SOURCE DATA ->
---+---
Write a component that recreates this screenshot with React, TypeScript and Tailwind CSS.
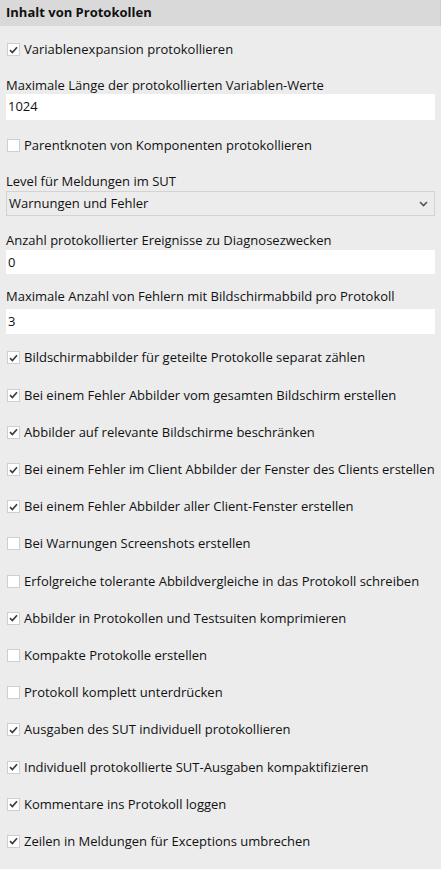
import React from 'react';

type Item =
  | { kind: 'check'; label: string; checked: boolean; mt?: string }
  | { kind: 'input'; label: string; value: string; wrap: string; inputCls: string }
  | { kind: 'select'; label: string; value: string; wrap: string; inputCls: string };

const items: Item[] = [
  { kind: 'check', label: 'Variablenexpansion protokollieren', checked: true },
  {
    kind: 'input',
    label: 'Maximale Länge der protokollierten Variablen-Werte',
    value: '1024',
    wrap: 'mt-[9px]',
    inputCls: 'h-[26px]',
  },
  { kind: 'check', label: 'Parentknoten von Komponenten protokollieren', checked: false, mt: 'mt-[7px]' },
  {
    kind: 'select',
    label: 'Level für Meldungen im SUT',
    value: 'Warnungen und Fehler',
    wrap: 'mt-[9px]',
    inputCls: 'h-[25px] mt-[1px]',
  },
  {
    kind: 'input',
    label: 'Anzahl protokollierter Ereignisse zu Diagnosezwecken',
    value: '0',
    wrap: 'mt-[16px]',
    inputCls: 'h-[24px] mt-[1px]',
  },
  {
    kind: 'input',
    label: 'Maximale Anzahl von Fehlern mit Bildschirmabbild pro Protokoll',
    value: '3',
    wrap: 'mt-[14px]',
    inputCls: 'h-[25px] mt-[4px]',
  },
  { kind: 'check', label: 'Bildschirmabbilder für geteilte Protokolle separat zählen', checked: true, mt: 'mt-[5px]' },
  { kind: 'check', label: 'Bei einem Fehler Abbilder vom gesamten Bildschirm erstellen', checked: true },
  { kind: 'check', label: 'Abbilder auf relevante Bildschirme beschränken', checked: true },
  { kind: 'check', label: 'Bei einem Fehler im Client Abbilder der Fenster des Clients erstellen', checked: true },
  { kind: 'check', label: 'Bei einem Fehler Abbilder aller Client-Fenster erstellen', checked: true },
  { kind: 'check', label: 'Bei Warnungen Screenshots erstellen', checked: false },
  { kind: 'check', label: 'Erfolgreiche tolerante Abbildvergleiche in das Protokoll schreiben', checked: false },
  { kind: 'check', label: 'Abbilder in Protokollen und Testsuiten komprimieren', checked: true },
  { kind: 'check', label: 'Kompakte Protokolle erstellen', checked: false },
  { kind: 'check', label: 'Protokoll komplett unterdrücken', checked: false },
  { kind: 'check', label: 'Ausgaben des SUT individuell protokollieren', checked: true },
  { kind: 'check', label: 'Individuell protokollierte SUT-Ausgaben kompaktifizieren', checked: true },
  { kind: 'check', label: 'Kommentare ins Protokoll loggen', checked: true },
  { kind: 'check', label: 'Zeilen in Meldungen für Exceptions umbrechen', checked: true },
];

function CheckBox({ checked }: { checked: boolean }) {
  return (
    <span className="w-[13px] h-[13px] shrink-0 bg-white border border-[#cfcfcf] flex items-center justify-center">
      {checked && (
        <svg width="9" height="8" viewBox="0 0 9 8">
          <path d="M1 4.2 L3.4 6.5 L8 1.3" fill="none" stroke="#3c3c3c" strokeWidth="1.7" />
        </svg>
      )}
    </span>
  );
}

export default function App() {
  return (
    <div
      className="w-[441px] h-[869px] bg-[#ececec] text-[#111] text-[13px] overflow-hidden"
      style={{ fontFamily: '"Open Sans", "Noto Sans", sans-serif' }}
    >
      {/* Section header */}
      <div className="h-[26px] bg-[#d9d9d9] border-r border-[#cfcfcf] flex items-center px-[6px] font-bold text-[13px]">
        Inhalt von Protokollen
      </div>

      <div className="pt-[5px] px-[6px]">
        {items.map((it, i) => {
          if (it.kind === 'check') {
            return (
              <div key={i} className={`h-[37.2px] flex items-center gap-[4px] pl-[1px] ${it.mt ?? ''}`}>
                <CheckBox checked={it.checked} />
                <span className="leading-none whitespace-nowrap">{it.label}</span>
              </div>
            );
          }
          return (
            <div key={i} className={it.wrap}>
              <div className="h-[17px] leading-[17px] whitespace-nowrap">{it.label}</div>
              {it.kind === 'input' ? (
                <div className={`bg-white flex items-center px-[2px] ${it.inputCls}`}>{it.value}</div>
              ) : (
                <div
                  className={`border border-[#d3d3d3] bg-[#ececec] flex items-center justify-between pl-[2px] pr-[6px] ${it.inputCls}`}
                >
                  <span>{it.value}</span>
                  <svg width="9" height="6" viewBox="0 0 9 6">
                    <path d="M1 1 L4.5 4.5 L8 1" fill="none" stroke="#555" strokeWidth="1.6" />
                  </svg>
                </div>
              )}
            </div>
          );
        })}
      </div>
    </div>
  );
}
---+---
Copy nothing but the lines from the first one in the listing through the line with "kind: 'select'; label: string;", and omit the pictures.

Write a component that recreates this screenshot with React, TypeScript and Tailwind CSS.
import React from 'react';

type Item =
  | { kind: 'check'; label: string; checked: boolean; mt?: string }
  | { kind: 'input'; label: string; value: string; wrap: string; inputCls: string }
  | { kind: 'select'; label: string; value: string; wrap: string; inputCls: string };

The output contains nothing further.